Donald Trump's conservative credentials have been questioned pretty much from the day he entered the presidential race, and now there's another reason to wonder about his political compass.
The platform on which the Republican standard-bearer will run is expected to call for the return of the famed Glass-Steagall law, a Depression-era measure that prevented the commingling of investment and commercial banking. Its repeal in 1999 is widely cited as a catalyst for the financial crisis that took down Wall Street and sent the country into the Great Recession.
For a supposedly pro-business GOPer to take a stand that attacks the country's financial center is remarkable. That it puts Trump to the left of Hillary Clinton is stunning.
In reality, Trump has built his campaign on being a maverick, and not the John McCain cranky-but-conventional kind. Instead, his appeal has been on the very way he has repeatedly and brazenly thumbed his nose at the Republican establishment.
Whether that makes him a liberal as well as a maverick seems not to matter. What does matter is that it makes him, well, Trump.
"What Trump has done has been to connect with American voters by asking them to ignore the standard Republican playbook where you have to check off 57 different boxes of right-wing principles, where you communicate fidelity to principle, but you're indifferent to people," said Frank Buckley, a law professor at George Mason University who is in Cleveland for this week's Republican convention, where Trump will be declared the official nominee.
His stance on Wall Street banks certainly isn't the only place where Trump has positioned himself as more progressive than the ostensibly uber-progressive Hillary Clinton. His stances on trade and spending place him firmly to the left of traditional Republican positions and Clinton herself. His eschewing of big-pocketed donors during his largely self-funded campaign also puts him in a unique position for a Republican — able to legitimately criticize a Democratic opponent for being potentially beholden to special interests.
The case of Glass-Steagall is particularly interesting, though.
After all, it's always been a tenuous argument that the repeal, signed by Hillary Clinton's husband Bill during his presidency, caused the financial crisis. Three of the crisis's biggest villains — investment banks Bear Stearns and Lehman Brothers, along with insurance giant American International Group — would not have come under the act's auspices. In fact, of the firms that truly needed a bailout, only Citigroup had direct relevance to Glass-Steagall.

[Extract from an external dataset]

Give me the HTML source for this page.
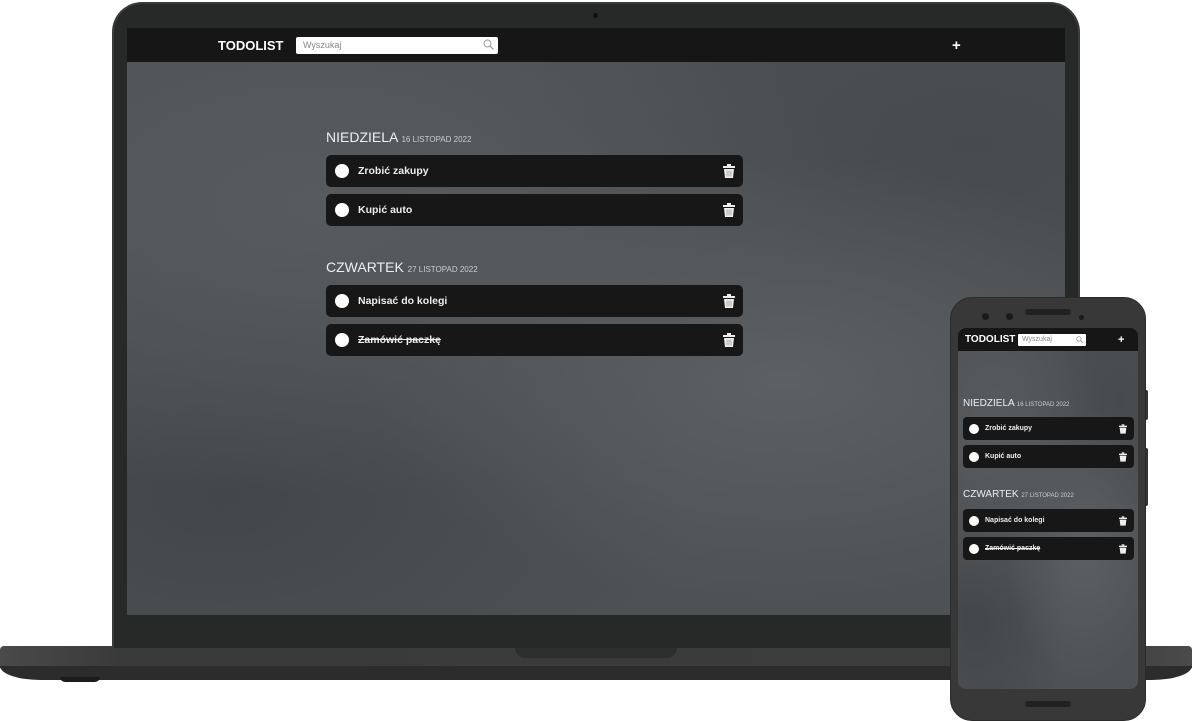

Still, it's become a sticking point in the post-crisis debate, and Trump's willingness to bring it back on the books — however unlikely its approval is from a Congressional standpoint — represents a sharp poke in the eye to Wall Street. If the measure is approved, it would require the Street's largest institutions to disband. It's little wonder, then, why the finance world poured $35 million into Clinton's campaign coffers.
"The Clinton campaign has refused to support the reinstatement of the Glass-Steagall Act, even though the Democratic party platform is supportive of doing so," analysts Isaac Boltansky and Alison Ashburn at Compass Point Research and Trading said in a note to clients.
"We view the GOP call for reintroducing the Glass-Steagall Act as part of a broader political gambit intended to position the Trump campaign to the left of Clinton on financial services issues in order to promote a narrative that she is cozy with Wall Street and possibly even entice some Sanders supporters," they added.
There actually is a bill pending in the Senate to reinstitute the act. However, it has only one Republican sponsor, which is kind of the beauty for Trump: He gets to sound like a populist without having to face any real-world consequences. In turn, he forces Clinton to adopt a position that will be detrimental to her largest donors.
"Trump's actions will likely force Clinton to compensate by reiterating and expanding her calls for increased scrutiny of the shadow banking system, which could pose additional headline risk for asset managers, global insurers, and non-bank lenders," the Compass Point analysts said.
Meanwhile back in Cleveland, Trump's supporters aren't keeping a scorecard showing on which side of the political divide he falls. (It's especially interesting to note that Trump both supports the repeal of the Dodd-Frank reforms, and also wants Glass-Steagall back on the books. The two positions appear directly contradictory.)
If some of his positions seem to veer to the left, that's just fine so long as he is giving voice to all the disaffected voters who have heard his call.
Buckley, the George Mason professor, said many of those at the convention deem the current Wall Street regulatory climate and the bailouts of eight years ago as "consumer protection for billionaires" and wouldn't mind if Trump turns up the heat.
"Trump has demonstrated in an economy where the gains aren't shared uniformly across the populace, just talking about growth isn't going to do it," he said. "What he's really trying to do is to connect with ordinary Americans who have not been won over by a whole bunch of orthodox right-wing principles."